** START **

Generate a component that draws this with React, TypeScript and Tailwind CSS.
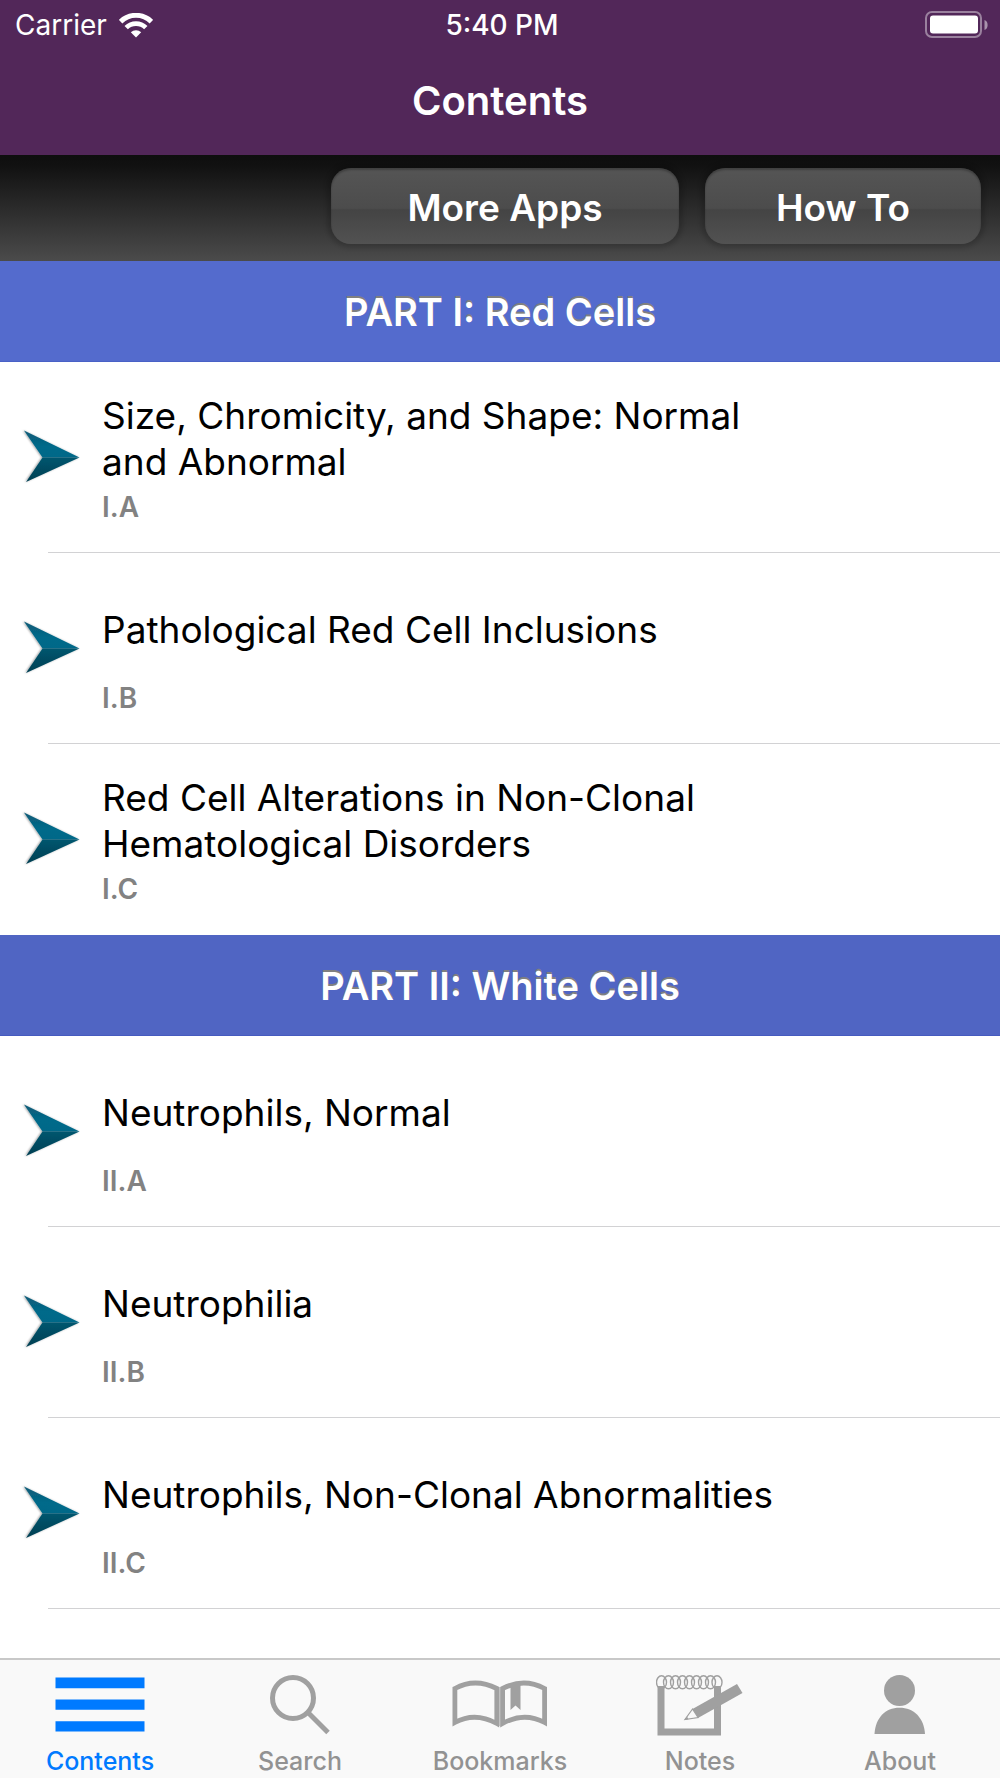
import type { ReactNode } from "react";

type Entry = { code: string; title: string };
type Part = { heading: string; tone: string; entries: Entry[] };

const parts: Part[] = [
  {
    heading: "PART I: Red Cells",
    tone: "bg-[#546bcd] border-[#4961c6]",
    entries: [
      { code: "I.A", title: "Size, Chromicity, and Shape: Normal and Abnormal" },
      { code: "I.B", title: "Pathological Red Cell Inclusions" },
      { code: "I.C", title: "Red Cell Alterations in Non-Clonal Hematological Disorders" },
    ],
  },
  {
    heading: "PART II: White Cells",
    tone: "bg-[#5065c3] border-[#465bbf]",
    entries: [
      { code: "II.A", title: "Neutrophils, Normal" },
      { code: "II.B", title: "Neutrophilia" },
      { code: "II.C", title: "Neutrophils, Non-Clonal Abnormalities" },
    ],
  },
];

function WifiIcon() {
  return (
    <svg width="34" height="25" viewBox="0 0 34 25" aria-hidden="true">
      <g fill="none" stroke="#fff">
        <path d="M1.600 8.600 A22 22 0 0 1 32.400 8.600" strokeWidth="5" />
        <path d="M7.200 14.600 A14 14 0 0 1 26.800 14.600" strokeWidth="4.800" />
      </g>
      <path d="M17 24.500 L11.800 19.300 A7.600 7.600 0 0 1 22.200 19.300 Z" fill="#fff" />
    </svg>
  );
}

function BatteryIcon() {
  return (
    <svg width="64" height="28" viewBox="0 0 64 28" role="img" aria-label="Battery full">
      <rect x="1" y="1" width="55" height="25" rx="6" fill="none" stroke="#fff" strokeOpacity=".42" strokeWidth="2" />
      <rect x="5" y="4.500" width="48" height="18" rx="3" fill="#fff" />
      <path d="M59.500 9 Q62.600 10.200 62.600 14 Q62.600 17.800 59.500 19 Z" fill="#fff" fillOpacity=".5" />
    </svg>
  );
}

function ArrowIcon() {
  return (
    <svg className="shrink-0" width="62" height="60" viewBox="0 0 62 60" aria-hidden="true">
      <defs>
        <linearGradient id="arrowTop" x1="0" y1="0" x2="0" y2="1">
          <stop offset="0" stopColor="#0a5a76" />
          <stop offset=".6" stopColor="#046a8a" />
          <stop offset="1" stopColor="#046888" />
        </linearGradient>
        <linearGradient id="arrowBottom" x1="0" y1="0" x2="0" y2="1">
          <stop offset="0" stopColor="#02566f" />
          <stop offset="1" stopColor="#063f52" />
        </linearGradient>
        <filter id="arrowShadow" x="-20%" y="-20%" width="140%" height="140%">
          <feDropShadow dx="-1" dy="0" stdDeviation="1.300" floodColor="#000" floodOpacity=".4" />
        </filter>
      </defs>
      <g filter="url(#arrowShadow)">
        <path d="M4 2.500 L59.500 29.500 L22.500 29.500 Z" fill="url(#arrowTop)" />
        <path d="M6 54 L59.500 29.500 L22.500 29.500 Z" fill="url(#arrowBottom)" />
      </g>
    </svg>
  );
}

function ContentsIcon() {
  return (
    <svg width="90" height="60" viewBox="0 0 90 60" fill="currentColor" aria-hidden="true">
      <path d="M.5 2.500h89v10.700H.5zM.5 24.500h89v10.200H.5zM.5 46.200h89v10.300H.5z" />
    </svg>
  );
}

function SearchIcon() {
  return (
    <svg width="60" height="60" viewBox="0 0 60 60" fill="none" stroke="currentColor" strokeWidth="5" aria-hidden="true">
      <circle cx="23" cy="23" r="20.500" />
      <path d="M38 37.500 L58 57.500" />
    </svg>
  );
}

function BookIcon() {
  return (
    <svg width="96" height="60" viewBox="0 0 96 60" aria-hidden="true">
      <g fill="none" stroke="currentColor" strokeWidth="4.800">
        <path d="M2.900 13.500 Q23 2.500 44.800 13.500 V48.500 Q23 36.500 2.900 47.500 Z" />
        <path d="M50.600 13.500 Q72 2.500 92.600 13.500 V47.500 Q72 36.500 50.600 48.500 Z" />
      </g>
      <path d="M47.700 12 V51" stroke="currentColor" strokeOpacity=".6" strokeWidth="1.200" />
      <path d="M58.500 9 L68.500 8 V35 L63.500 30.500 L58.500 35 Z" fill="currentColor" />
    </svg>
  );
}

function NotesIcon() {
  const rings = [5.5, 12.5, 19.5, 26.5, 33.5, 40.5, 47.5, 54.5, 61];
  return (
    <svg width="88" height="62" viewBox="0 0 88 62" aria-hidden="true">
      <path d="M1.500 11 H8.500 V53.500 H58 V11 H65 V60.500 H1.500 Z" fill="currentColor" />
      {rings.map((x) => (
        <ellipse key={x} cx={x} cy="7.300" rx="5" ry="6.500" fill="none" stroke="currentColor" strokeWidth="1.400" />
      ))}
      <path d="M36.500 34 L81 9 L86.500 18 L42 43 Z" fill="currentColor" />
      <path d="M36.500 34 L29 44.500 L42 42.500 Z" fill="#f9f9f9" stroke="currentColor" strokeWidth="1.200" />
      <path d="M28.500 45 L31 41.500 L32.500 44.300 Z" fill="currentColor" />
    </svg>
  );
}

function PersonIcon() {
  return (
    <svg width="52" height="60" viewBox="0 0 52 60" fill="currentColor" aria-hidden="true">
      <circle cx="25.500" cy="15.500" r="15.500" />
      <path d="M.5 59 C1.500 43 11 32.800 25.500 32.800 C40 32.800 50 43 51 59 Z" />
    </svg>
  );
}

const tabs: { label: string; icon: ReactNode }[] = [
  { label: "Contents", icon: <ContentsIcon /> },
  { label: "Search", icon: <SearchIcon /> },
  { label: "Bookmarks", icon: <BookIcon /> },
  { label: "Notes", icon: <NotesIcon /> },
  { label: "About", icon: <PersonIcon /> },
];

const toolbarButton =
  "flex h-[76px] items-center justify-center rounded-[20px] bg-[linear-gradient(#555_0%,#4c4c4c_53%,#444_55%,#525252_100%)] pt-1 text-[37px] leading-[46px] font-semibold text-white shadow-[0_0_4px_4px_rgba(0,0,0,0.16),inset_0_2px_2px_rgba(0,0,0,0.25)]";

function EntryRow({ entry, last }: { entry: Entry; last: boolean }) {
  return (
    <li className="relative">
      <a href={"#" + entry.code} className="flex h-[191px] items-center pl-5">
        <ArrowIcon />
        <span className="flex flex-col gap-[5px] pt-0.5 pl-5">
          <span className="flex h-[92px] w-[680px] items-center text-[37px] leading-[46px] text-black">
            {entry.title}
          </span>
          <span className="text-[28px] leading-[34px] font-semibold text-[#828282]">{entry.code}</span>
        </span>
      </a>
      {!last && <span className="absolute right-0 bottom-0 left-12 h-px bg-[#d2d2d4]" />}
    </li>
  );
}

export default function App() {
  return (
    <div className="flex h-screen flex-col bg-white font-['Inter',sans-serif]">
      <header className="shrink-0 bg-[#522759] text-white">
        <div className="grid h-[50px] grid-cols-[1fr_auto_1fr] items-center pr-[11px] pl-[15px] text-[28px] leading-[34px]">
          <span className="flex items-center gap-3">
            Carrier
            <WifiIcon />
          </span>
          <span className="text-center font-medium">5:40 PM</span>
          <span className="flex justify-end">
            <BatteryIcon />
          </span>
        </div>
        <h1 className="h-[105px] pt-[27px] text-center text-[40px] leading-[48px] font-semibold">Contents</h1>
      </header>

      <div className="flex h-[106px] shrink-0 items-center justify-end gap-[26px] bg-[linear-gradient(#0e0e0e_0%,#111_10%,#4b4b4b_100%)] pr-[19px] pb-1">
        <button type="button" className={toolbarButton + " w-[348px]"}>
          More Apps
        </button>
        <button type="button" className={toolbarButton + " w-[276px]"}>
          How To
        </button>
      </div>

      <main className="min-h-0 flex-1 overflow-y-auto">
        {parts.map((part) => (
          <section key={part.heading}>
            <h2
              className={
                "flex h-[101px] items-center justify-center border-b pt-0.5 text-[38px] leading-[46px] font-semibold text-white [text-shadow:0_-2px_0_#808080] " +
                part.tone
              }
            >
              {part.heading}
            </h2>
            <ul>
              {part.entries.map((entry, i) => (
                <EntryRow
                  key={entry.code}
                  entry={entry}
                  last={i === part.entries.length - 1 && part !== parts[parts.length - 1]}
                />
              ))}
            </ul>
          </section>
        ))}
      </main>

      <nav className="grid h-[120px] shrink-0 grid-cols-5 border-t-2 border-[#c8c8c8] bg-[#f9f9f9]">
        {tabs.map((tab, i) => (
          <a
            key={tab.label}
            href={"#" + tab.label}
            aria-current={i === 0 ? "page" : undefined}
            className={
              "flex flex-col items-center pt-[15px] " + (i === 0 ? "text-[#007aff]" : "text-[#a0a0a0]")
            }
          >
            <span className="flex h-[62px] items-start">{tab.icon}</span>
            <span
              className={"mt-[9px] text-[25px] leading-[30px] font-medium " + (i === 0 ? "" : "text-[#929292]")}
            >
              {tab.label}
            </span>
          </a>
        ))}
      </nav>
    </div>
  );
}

** END **

Write out exactly the opening lines of the data, stopping after the line that holds "string; tone: string;". Exclude pictures.

Generate a component that draws this with React, TypeScript and Tailwind CSS.
import type { ReactNode } from "react";

type Entry = { code: string; title: string };
type Part = { heading: string; tone: string; entries: Entry[] };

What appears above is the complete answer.